General Moffat-y News + Free short fiction.

Moffat III, tentatively entitled At The Back of the North Wind, has now reached the following state

35,501 words
76 .docx pages

The manuscripts sent to Unbound at funding-target-reached stage:
were
Gibbous House 105,416 words
No Good Deed 79,327 words.

So, depending, I'm nearly half way or just over a third of the way there. I have no idea how long the book will be. Ideally, it will be half way between the two. Since I don't know where I'm going with it - don't worry - that's how I write everything - it will be as big a surprise to me as it will be to you.

So here as promised is some short fiction.

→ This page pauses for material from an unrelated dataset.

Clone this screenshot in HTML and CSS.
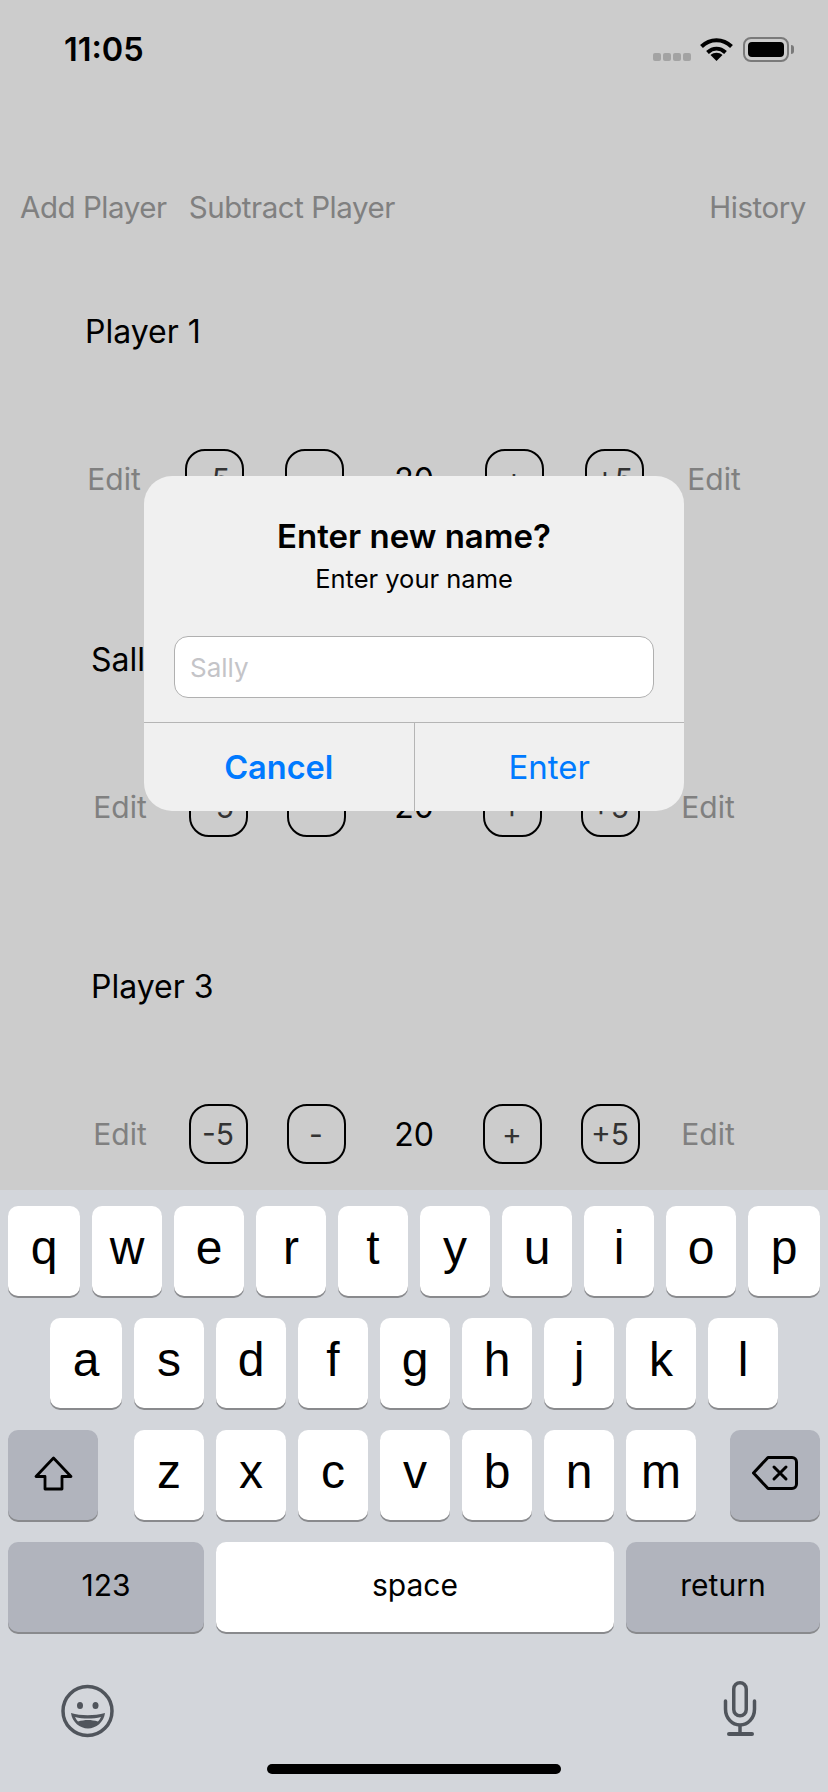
FILE: index.html
```html
<!DOCTYPE html>
<html lang="en">
<head>
    <meta charset="UTF-8">
    <meta name="viewport" content="width=device-width, initial-scale=1.0">
    <title>Life Counter</title>
    <link rel="stylesheet" href="styles.css">
</head>
<body>
    <div class="screen">
        <div class="status">
            <span class="time">11:05</span>
            <div class="status-icons">
                <div class="dots"><i></i><i></i><i></i><i></i></div>
                <svg class="wifi" width="33" height="24" viewBox="0 0 33 24">
                    <path d="M1.5 9.5C10 1 23 1 31.5 9.5" fill="none" stroke="#000" stroke-width="4"/>
                    <path d="M7.5 15.5C13 10.5 20 10.500 25.5 15.5" fill="none" stroke="#000" stroke-width="4"/>
                    <path d="M16.5 24L10.5 18C14 15 19 15 22.5 18Z" fill="#000"/>
                </svg>
                <div class="battery"><div class="battery-fill"></div></div>
                <div class="battery-nub"></div>
            </div>
        </div>

        <div class="toolbar">
            <span>Add Player</span>
            <span>Subtract Player</span>
            <span class="history">History</span>
        </div>

        <div class="player player-first">
            <div class="name">Player 1</div>
            <div class="row">
                <span class="edit">Edit</span>
                <div class="cell"><span class="step">-5</span></div>
                <div class="cell"><span class="step">-</span></div>
                <div class="cell count">20</div>
                <div class="cell"><span class="step">+</span></div>
                <div class="cell"><span class="step">+5</span></div>
                <span class="edit">Edit</span>
            </div>
        </div>

        <div class="player">
            <div class="name">Sally</div>
            <div class="row">
                <span class="edit">Edit</span>
                <div class="cell"><span class="step">-5</span></div>
                <div class="cell"><span class="step">-</span></div>
                <div class="cell count">20</div>
                <div class="cell"><span class="step">+</span></div>
                <div class="cell"><span class="step">+5</span></div>
                <span class="edit">Edit</span>
            </div>
        </div>

        <div class="player">
            <div class="name">Player 3</div>
            <div class="row">
                <span class="edit">Edit</span>
                <div class="cell"><span class="step">-5</span></div>
                <div class="cell"><span class="step">-</span></div>
                <div class="cell count">20</div>
                <div class="cell"><span class="step">+</span></div>
                <div class="cell"><span class="step">+5</span></div>
                <span class="edit">Edit</span>
            </div>
        </div>

        <div class="keyboard">
            <div class="keys">
                <div class="key wide">q</div><div class="key">w</div><div class="key">e</div><div class="key">r</div><div class="key">t</div><div class="key">y</div><div class="key">u</div><div class="key">i</div><div class="key">o</div><div class="key wide">p</div>
            </div>
            <div class="keys keys-home">
                <div class="key wide">a</div><div class="key">s</div><div class="key">d</div><div class="key">f</div><div class="key">g</div><div class="key">h</div><div class="key">j</div><div class="key">k</div><div class="key">l</div>
            </div>
            <div class="keys">
                <div class="key dark shift">
                    <svg width="39" height="35" viewBox="0 0 39 35"><path d="M19.5 2L2 20.500H11V33H28V20.500H37Z" fill="none" stroke="#000" stroke-width="2.800" stroke-linejoin="round"/></svg>
                </div>
                <div class="key">z</div><div class="key">x</div><div class="key">c</div><div class="key">v</div><div class="key">b</div><div class="key">n</div><div class="key">m</div>
                <div class="key dark delete">
                    <svg width="46" height="34" viewBox="0 0 46 34"><path d="M16 1.500H40a4.500 4.500 0 0 1 4.500 4.500V28a4.500 4.500 0 0 1-4.500 4.500H16L1.500 17Z" fill="none" stroke="#000" stroke-width="3" stroke-linejoin="round"/><path d="M22 11L34 23M34 11L22 23" fill="none" stroke="#000" stroke-width="3" stroke-linecap="round"/></svg>
                </div>
            </div>
            <div class="keys">
                <div class="key dark label numbers">123</div>
                <div class="key label space">space</div>
                <div class="key dark label return">return</div>
            </div>
            <div class="kb-bottom">
                <svg class="emoji" width="54" height="54" viewBox="0 0 54 54">
                    <circle cx="26.500" cy="27" r="24.500" fill="none" stroke="#50555c" stroke-width="3.500"/>
                    <ellipse cx="19" cy="21.500" rx="3" ry="3.500" fill="#50555c"/>
                    <ellipse cx="34.500" cy="21.500" rx="3" ry="3.500" fill="#50555c"/>
                    <path d="M10 29C20 32 33 32 44 29C43 38 35 44.500 27 44.500C19 44.500 11 38 10 29Z" fill="#50555c"/>
                    <path d="M14 33C22 35 32 35 40 33C39 35 38 36.500 37 37.500C30 35.500 24 35.500 17 37.500C16 36.500 15 35 14 33Z" fill="#d3d6db"/>
                </svg>
                <svg class="mic" width="38" height="56" viewBox="0 0 38 56">
                    <rect x="12.750" y="1.750" width="12.500" height="33" rx="6.250" fill="none" stroke="#50555c" stroke-width="3.500"/>
                    <path d="M4.500 20V28C4.500 37 11 44 19 44C27 44 33.500 37 33.500 28V20" fill="none" stroke="#50555c" stroke-width="3.500" stroke-linecap="round"/>
                    <path d="M19 44V52" fill="none" stroke="#50555c" stroke-width="3.500"/>
                    <path d="M8 53H31" fill="none" stroke="#50555c" stroke-width="4" stroke-linecap="round"/>
                </svg>
            </div>
            <div class="home-bar"></div>
        </div>

        <div class="dialog">
            <div class="dialog-title">Enter new name?</div>
            <div class="dialog-text">Enter your name</div>
            <div class="dialog-input">Sally</div>
            <div class="dialog-buttons">
                <div class="dialog-btn cancel">Cancel</div>
                <div class="dialog-btn">Enter</div>
            </div>
        </div>
    </div>
</body>
</html>
```

FILE: styles.css
```css
*{
    padding: 0;
    margin: 0;
    box-sizing: border-box;
}

body{
    background-color: #ccc;
    color: #000;
    font-family: Inter, "Liberation Sans", sans-serif;
}

.screen{
    position: relative;
    width: 828px;
    height: 1792px;
    overflow: hidden;
    display: flex;
    flex-direction: column;
}

/* status bar */
.status{
    height: 86px;
    padding: 30px 34px 0 64px;
    display: flex;
    justify-content: space-between;
    align-items: flex-start;
}

.time{
    font-size: 32.5px;
    font-weight: 600;
    line-height: 40px;
}

.status-icons{
    display: flex;
    align-items: flex-start;
    padding-top: 7px;
}

.dots{
    display: flex;
    gap: 2px;
    margin-top: 16px;
    margin-right: 9px;
}

.dots i{
    width: 8px;
    height: 8px;
    border-radius: 2px;
    background-color: #a3a3a3;
}

.wifi{
    margin-right: 10px;
}

.battery{
    width: 46px;
    height: 25px;
    padding: 3px;
    border: 2px solid #7a7a7a;
    border-radius: 8px;
}

.battery-fill{
    height: 100%;
    background-color: #000;
    border-radius: 4px;
}

.battery-nub{
    width: 3px;
    height: 9px;
    margin: 8px 0 0 2px;
    background-color: #7a7a7a;
    border-radius: 0 3px 3px 0;
}

/* top links */
.toolbar{
    margin-top: 100px;
    height: 42px;
    padding: 0 22px 0 20px;
    display: flex;
    gap: 22px;
    align-items: center;
    font-size: 29.5px;
    letter-spacing: -0.45px;
    color: #808080;
}

.history{
    margin-left: auto;
}

/* players */
.player{
    height: 327.5px;
    padding-left: 91px;
}

.player-first{
    margin-top: 83px;
    padding-left: 85px;
}

.name{
    height: 42px;
    line-height: 42px;
    font-size: 32px;
}

.row{
    margin: 96px 0 0 -91px;
    height: 60px;
    display: flex;
    justify-content: center;
    align-items: center;
    font-size: 30px;
}

.player-first .row{
    margin-left: -85px;
}

.edit,
.cell{
    width: 98px;
    display: flex;
    justify-content: center;
    align-items: center;
}

.edit{
    color: #808080;
}

.player-first .edit,
.player-first .cell{
    width: 100px;
}

.step{
    width: 59px;
    height: 60px;
    display: flex;
    justify-content: center;
    align-items: center;
    color: #333;
    border: 2px solid #000;
    border-radius: 20px;
}

.count{
    font-size: 32px;
}

/* keyboard */
.keyboard{
    position: absolute;
    left: 0;
    right: 0;
    bottom: 0;
    height: 602px;
    padding: 16px 8px 0;
    background-color: #d3d6db;
}

.keys{
    display: flex;
    gap: 12px;
    margin-bottom: 22px;
}

.keys-home{
    padding-left: 42px;
}

.key{
    width: 70px;
    height: 90px;
    display: flex;
    justify-content: center;
    align-items: center;
    padding-bottom: 8px;
    background-color: #fff;
    border-radius: 10px;
    box-shadow: 0 2px 0 #898a8d;
    font-family: "Liberation Sans", sans-serif;
    font-size: 48px;
}

.key.wide{
    width: 72px;
}

.key.dark{
    background-color: #b1b4bd;
    padding-bottom: 4px;
}

.key.label{
    padding-bottom: 4px;
    font-family: Inter, "Liberation Sans", sans-serif;
    font-size: 30px;
}

.shift{
    width: 90px;
    margin-right: 24px;
}

.key.delete{
    width: 90px;
    margin-left: 22px;
}

.numbers{
    width: 196px;
}

.space{
    width: 398px;
}

.return{
    width: 194px;
}

.kb-bottom{
    margin-top: 46px;
    height: 60px;
    padding: 0 61px 0 53px;
    display: flex;
    justify-content: space-between;
    align-items: center;
}

.emoji{
    margin-top: 5px;
}

.mic{
    margin-top: 2px;
}

.home-bar{
    width: 294px;
    height: 10px;
    margin: 26px auto 0;
    background-color: #000;
    border-radius: 5px;
}

/* alert */
.dialog{
    position: absolute;
    left: 144px;
    top: 476px;
    width: 540px;
    height: 335px;
    padding-top: 40px;
    text-align: center;
    background-color: #f0f0f0;
    border-radius: 28px;
    overflow: hidden;
}

.dialog-title{
    font-size: 33px;
    font-weight: 600;
    line-height: 40px;
}

.dialog-text{
    margin-top: 7px;
    font-size: 25.5px;
    line-height: 32px;
}

.dialog-input{
    height: 62px;
    margin: 41px 30px 24px;
    padding-left: 15px;
    line-height: 62px;
    text-align: left;
    font-size: 26px;
    color: #c4c4c8;
    background-color: #fff;
    border: 1px solid #b0b0b0;
    border-radius: 14px;
}

.dialog-buttons{
    display: flex;
    height: 89px;
    border-top: 1px solid #b5b5b5;
}

.dialog-btn{
    flex: 1;
    display: flex;
    justify-content: center;
    align-items: center;
    font-size: 33px;
    color: #007aff;
}

.cancel{
    font-size: 32.5px;
    font-weight: 600;
    border-right: 1px solid #b5b5b5;
}
```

No prizes, but some kudos if you spot the Tom Waits song title in the story.

Deep Hollow.
[Image showed JD in Lil' Bastard, alamy have the rights]

I saw the cloud of dust bloom in the distance. The flat plain stretched further than any eye could see and the fields melted into hazy sky. It hurt to look at it, so the distant dust was a relief in some ways. My backpack was uncomfortable to sit on, after so many hours. I stood up and looked at the tiny puff, watching it increase speck by speck, wondering how far away the vehicle was. After a half-an-hour, I could see it was a pick-up truck, but had no idea what colour it might be. I lit my last Lucky and waited. My Waltham showed that an hour-and-a-half had passed since first sighting the dust, when the pick-up pulled up. It was black, under the red dust. A '37 Plymouth. If the driver had been a young man when he'd bought it, times had been hard. He wore a Fedora with a dented crown, the brim was black with the stains from sweating hands.

'Gitya lift somewheres?'

His upper lip had the crumpled look of a man missing teeth, I guessed that was why he didn't smile.

'Anywheres,' I said.

His laugh was the bark of a junk-yard dog and I got in on the passenger side. The man moved the stick-shift and floored the accelerator.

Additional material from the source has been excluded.